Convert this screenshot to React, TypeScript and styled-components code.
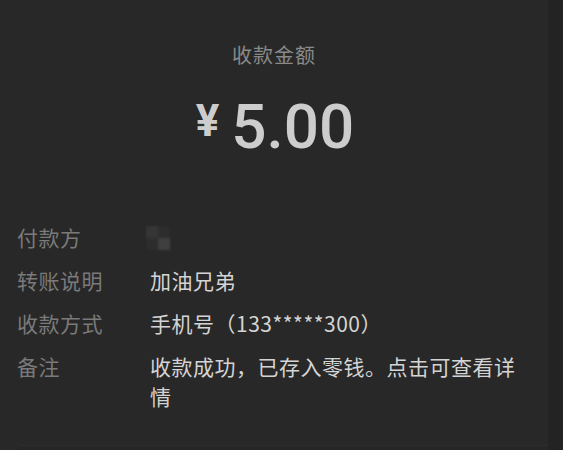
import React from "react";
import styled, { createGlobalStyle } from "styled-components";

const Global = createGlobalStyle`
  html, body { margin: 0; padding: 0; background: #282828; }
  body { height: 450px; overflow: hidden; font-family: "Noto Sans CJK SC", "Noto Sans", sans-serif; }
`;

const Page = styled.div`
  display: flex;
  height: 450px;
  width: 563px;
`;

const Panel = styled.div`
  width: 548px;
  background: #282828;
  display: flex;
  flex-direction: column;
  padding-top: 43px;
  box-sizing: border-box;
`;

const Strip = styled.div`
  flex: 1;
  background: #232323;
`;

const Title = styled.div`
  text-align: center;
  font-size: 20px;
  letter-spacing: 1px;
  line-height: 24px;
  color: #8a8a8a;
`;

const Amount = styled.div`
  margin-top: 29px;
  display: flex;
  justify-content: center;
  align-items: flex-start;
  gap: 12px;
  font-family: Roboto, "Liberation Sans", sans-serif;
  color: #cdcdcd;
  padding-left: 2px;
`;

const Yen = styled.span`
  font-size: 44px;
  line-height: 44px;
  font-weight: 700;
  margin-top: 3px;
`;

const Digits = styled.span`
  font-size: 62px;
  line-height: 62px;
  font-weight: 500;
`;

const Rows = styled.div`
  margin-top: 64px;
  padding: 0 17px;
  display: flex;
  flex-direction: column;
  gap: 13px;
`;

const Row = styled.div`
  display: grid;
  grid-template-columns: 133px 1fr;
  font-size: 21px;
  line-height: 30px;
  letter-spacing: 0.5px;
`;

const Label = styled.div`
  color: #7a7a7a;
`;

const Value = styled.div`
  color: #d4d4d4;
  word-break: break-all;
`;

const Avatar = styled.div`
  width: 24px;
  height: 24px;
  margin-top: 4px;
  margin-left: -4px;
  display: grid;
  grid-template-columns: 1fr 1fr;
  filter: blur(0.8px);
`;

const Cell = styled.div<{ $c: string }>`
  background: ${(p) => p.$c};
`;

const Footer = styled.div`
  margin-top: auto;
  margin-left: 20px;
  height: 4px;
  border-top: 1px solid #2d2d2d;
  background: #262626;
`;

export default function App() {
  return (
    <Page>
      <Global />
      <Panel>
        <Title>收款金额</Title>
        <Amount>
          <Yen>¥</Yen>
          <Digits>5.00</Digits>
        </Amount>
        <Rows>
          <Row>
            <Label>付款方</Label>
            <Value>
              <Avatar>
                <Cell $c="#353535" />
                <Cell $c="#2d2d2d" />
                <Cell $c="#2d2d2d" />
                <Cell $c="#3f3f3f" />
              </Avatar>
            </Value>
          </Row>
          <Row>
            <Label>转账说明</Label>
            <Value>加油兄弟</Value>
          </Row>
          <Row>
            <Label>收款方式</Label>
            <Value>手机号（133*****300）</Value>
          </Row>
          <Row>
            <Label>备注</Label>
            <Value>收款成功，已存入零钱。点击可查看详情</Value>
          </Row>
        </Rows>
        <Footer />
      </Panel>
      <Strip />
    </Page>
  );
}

————————

** What to produce **
Produce an exact copy of each line of data, skipping embedded images.

** Result of this exercise **
Convert this screenshot to React, TypeScript and styled-components code.
import React from "react";
import styled, { createGlobalStyle } from "styled-components";

const Global = createGlobalStyle`
  html, body { margin: 0; padding: 0; background: #282828; }
  body { height: 450px; overflow: hidden; font-family: "Noto Sans CJK SC", "Noto Sans", sans-serif; }
`;

const Page = styled.div`
  display: flex;
  height: 450px;
  width: 563px;
`;

const Panel = styled.div`
  width: 548px;
  background: #282828;
  display: flex;
  flex-direction: column;
  padding-top: 43px;
  box-sizing: border-box;
`;

const Strip = styled.div`
  flex: 1;
  background: #232323;
`;

const Title = styled.div`
  text-align: center;
  font-size: 20px;
  letter-spacing: 1px;
  line-height: 24px;
  color: #8a8a8a;
`;

const Amount = styled.div`
  margin-top: 29px;
  display: flex;
  justify-content: center;
  align-items: flex-start;
  gap: 12px;
  font-family: Roboto, "Liberation Sans", sans-serif;
  color: #cdcdcd;
  padding-left: 2px;
`;

const Yen = styled.span`
  font-size: 44px;
  line-height: 44px;
  font-weight: 700;
  margin-top: 3px;
`;

const Digits = styled.span`
  font-size: 62px;
  line-height: 62px;
  font-weight: 500;
`;

const Rows = styled.div`
  margin-top: 64px;
  padding: 0 17px;
  display: flex;
  flex-direction: column;
  gap: 13px;
`;

const Row = styled.div`
  display: grid;
  grid-template-columns: 133px 1fr;
  font-size: 21px;
  line-height: 30px;
  letter-spacing: 0.5px;
`;

const Label = styled.div`
  color: #7a7a7a;
`;

const Value = styled.div`
  color: #d4d4d4;
  word-break: break-all;
`;

const Avatar = styled.div`
  width: 24px;
  height: 24px;
  margin-top: 4px;
  margin-left: -4px;
  display: grid;
  grid-template-columns: 1fr 1fr;
  filter: blur(0.8px);
`;

const Cell = styled.div<{ $c: string }>`
  background: ${(p) => p.$c};
`;

const Footer = styled.div`
  margin-top: auto;
  margin-left: 20px;
  height: 4px;
  border-top: 1px solid #2d2d2d;
  background: #262626;
`;

export default function App() {
  return (
    <Page>
      <Global />
      <Panel>
        <Title>收款金额</Title>
        <Amount>
          <Yen>¥</Yen>
          <Digits>5.00</Digits>
        </Amount>
        <Rows>
          <Row>
            <Label>付款方</Label>
            <Value>
              <Avatar>
                <Cell $c="#353535" />
                <Cell $c="#2d2d2d" />
                <Cell $c="#2d2d2d" />
                <Cell $c="#3f3f3f" />
              </Avatar>
            </Value>
          </Row>
          <Row>
            <Label>转账说明</Label>
            <Value>加油兄弟</Value>
          </Row>
          <Row>
            <Label>收款方式</Label>
            <Value>手机号（133*****300）</Value>
          </Row>
          <Row>
            <Label>备注</Label>
            <Value>收款成功，已存入零钱。点击可查看详情</Value>
          </Row>
        </Rows>
        <Footer />
      </Panel>
      <Strip />
    </Page>
  );
}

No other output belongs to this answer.